J’ai vécu des années de déprime parce que je n’avais pas de terrain pour me valoriser, je n’avais pas d’estime de moi. Je n’avais pas songé à devenir journaliste parce que c’était un univers qui m’était interdit socialement. Faire une grande école me paraissait impensable. Et puis, avec Fakir, je me suis dit que c’était possible, j’ai fait un stage à Libération, et là, on m’a dit de faire une école de journalisme. Donc, j’ai fait une école de journalisme. Mais je ne m’y épanouissais pas. Ce que je lui reprochais, ce n’est pas de nous avoir formé au modèle LCI, Le Parisien, France Info, dans l’obsession de l’actualité, mais de ne nous avoir formé qu’à ça sans montrer que d’autres journalismes existent. Heureusement, depuis, grâce à Internet, l’univers médiatique a éclaté et les expériences dissidentes sont davantage possibles qu’hier.

(...)

Quel était l’objectif de Fakir ?

J’étais comme un prophète habité par un désir de Vérité. Avec la majuscule. Mon objectif était simple : détruire le Journal des Amiénois, l’hebdomadaire municipal distribué dans toutes les boîtes aux lettres. Il était un tissu de mensonges, au moins par omission. Par exemple, au moment où l’usine Yoplait ferme, plongeant 80 familles dans le désarroi, il n’y avait pas une ligne dans Le Journal des Amiénois, qui titrait « Amiens, un carnaval fou et gratuit ».
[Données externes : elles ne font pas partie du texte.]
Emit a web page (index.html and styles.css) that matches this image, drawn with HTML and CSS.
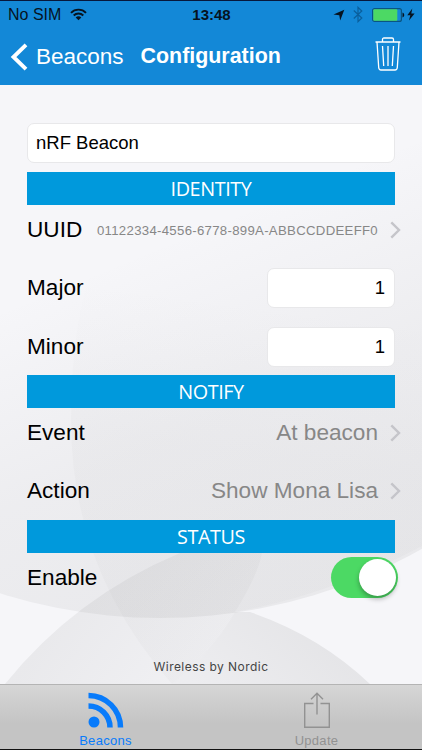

Après, le terrain a pris chair, les histoires, les hommes, la tendresse. Et est venue l’interrogation pour savoir comment transformer la société. Ce n’est pas une pâte que l’on modèle facilement. Si on veut transformer la société, il faut faire du chemin avec les gens, les stimuler, leur redonner un espoir.

(...)

Et après, vous avez trouvé votre équilibre.

L’équilibre, c’est peut-être beaucoup dire. L’équilibre d’un funambule. Il y eu la radio avec Là-bas si j’y suis [2] de Daniel Mermet, Le Monde diplomatique, des livres… Et puis le film, parce qu’aujourd’hui, le média populaire c’est l’image. Merci, Patron ! est sorti en 2016 et est devenu populaire, mais il rendait visible un travail qui était déjà là.